Sit and watch your horse in the pasture and notice how active his ears are - they flicker, swivel and turn with the slightest of sounds. Since horses first evolved from the Hyracotherium over 55 million years ago, they have been listening for the snap of a twig or a rustle in the underbrush. That noise often meant something hungry was nearby. Instinct has hard-wired into them the necessity of using all of their senses to make sure they are not next on some carnivores dinner menu.
Not only do our horses have big funnel-like exterior ears to capture and direct every sound, they also have a far greater range of hearing than we do.
Horses can hear moderately low to very high frequency sound, in the range of 14 Hz to 25 kHz, as compared to our measly range of 20 Hz to 20 kHz).
Horses ability to pick up ultrasonic sounds, while not quite as well as a bat, is infinitely better than ours. They will pick up the high-pitched squeal of a squeaky fan belt on your cousin's truck from miles away.
They are also able to capture the low frequency sounds, below our range. Research has shown that many sounds are transmitted to horses while they graze. They literally pick up vibrations via the bones of their jaw and the sounds travel up to their ears.

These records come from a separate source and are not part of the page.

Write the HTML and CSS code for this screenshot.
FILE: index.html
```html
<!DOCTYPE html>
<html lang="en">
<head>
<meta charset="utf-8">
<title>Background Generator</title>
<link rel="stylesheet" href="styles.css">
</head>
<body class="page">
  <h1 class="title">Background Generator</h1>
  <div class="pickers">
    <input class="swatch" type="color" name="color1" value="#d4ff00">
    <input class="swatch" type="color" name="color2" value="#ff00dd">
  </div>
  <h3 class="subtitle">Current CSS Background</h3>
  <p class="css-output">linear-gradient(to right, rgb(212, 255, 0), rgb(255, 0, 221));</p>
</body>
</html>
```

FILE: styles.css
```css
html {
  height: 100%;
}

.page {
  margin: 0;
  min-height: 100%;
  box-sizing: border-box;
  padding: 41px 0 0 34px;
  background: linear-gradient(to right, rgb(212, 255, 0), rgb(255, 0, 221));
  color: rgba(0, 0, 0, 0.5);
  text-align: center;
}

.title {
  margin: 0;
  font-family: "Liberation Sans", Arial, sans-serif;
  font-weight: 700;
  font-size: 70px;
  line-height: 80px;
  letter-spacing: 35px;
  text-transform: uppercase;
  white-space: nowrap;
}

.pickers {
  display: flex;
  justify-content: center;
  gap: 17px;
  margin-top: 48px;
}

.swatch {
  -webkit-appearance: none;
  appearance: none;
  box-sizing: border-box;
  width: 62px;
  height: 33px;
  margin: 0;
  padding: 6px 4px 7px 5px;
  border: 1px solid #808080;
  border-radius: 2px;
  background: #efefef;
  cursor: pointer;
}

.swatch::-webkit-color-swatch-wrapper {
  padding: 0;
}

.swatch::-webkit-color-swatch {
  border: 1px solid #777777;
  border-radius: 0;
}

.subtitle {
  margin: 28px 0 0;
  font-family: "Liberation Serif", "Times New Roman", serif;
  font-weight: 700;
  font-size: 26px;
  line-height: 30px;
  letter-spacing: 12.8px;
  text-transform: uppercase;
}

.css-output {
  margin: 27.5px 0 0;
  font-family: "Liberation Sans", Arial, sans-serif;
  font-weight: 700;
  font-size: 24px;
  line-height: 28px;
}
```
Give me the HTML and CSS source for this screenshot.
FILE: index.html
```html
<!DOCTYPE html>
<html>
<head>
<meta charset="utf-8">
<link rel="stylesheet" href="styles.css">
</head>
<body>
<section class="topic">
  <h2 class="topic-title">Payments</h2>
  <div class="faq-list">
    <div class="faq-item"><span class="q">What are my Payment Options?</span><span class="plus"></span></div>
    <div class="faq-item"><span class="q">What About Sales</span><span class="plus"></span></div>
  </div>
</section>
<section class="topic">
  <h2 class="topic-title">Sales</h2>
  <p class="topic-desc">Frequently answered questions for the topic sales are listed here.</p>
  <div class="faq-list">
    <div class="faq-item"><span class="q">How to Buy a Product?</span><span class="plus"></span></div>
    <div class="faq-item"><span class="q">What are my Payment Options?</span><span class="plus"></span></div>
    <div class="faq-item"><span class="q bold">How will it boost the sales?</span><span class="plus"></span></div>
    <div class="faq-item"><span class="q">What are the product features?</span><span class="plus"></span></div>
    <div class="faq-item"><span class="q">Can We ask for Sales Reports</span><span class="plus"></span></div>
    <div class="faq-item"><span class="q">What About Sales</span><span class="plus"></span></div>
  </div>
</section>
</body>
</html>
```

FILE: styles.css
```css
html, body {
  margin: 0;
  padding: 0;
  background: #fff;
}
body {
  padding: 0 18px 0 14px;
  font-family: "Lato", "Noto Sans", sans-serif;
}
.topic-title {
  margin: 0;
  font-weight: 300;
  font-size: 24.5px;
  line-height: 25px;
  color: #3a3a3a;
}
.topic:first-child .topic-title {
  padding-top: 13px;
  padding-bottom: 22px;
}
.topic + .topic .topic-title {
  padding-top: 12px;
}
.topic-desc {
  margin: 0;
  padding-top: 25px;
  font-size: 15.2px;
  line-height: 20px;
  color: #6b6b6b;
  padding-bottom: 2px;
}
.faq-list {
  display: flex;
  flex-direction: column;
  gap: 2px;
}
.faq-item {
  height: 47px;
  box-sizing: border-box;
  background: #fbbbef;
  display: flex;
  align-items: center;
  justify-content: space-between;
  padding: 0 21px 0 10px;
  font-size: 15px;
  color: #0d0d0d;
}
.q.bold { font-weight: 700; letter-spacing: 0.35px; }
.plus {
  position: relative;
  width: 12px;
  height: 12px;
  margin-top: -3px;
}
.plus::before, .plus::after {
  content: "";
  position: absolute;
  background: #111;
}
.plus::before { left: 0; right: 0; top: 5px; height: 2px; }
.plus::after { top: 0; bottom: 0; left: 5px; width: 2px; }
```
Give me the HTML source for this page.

Now, let's talk about those swiveling ears. Just like old school satellite dishes, horses ears spin and twirl to capture sounds. They have an amazing 180 degree turn radius on those ears! Your horse will point his ears toward the sound he is focused on, even if his head is pointed another direction. The additional muscles that point and rotate equine ears allow this fine-tuning.
More than once I have tried to explain to my husband that women are hard-wired to be more aware of their surroundings and often more wary than men are. That we instinctively look under our vehicle as we enter the parking and hold our handbags close when walking down a dark street. He looks at me with puzzlement, as a burly big guy, he just doesn't get that.
Our horses have that same protective, awareness instinct times 1000. Of course, it is maddening when we are ambling along, enjoying a spring afternoon trail ride and your horse tenses, spins and bolts when he hears a twig snap. That is literally millions of years of keeping alive instincts kicking in.
Of course, some horses are wound a bit tighter than others (just like us). But if you learn your horse's reaction tolerance levels, it can make for a lot smoother trail ride!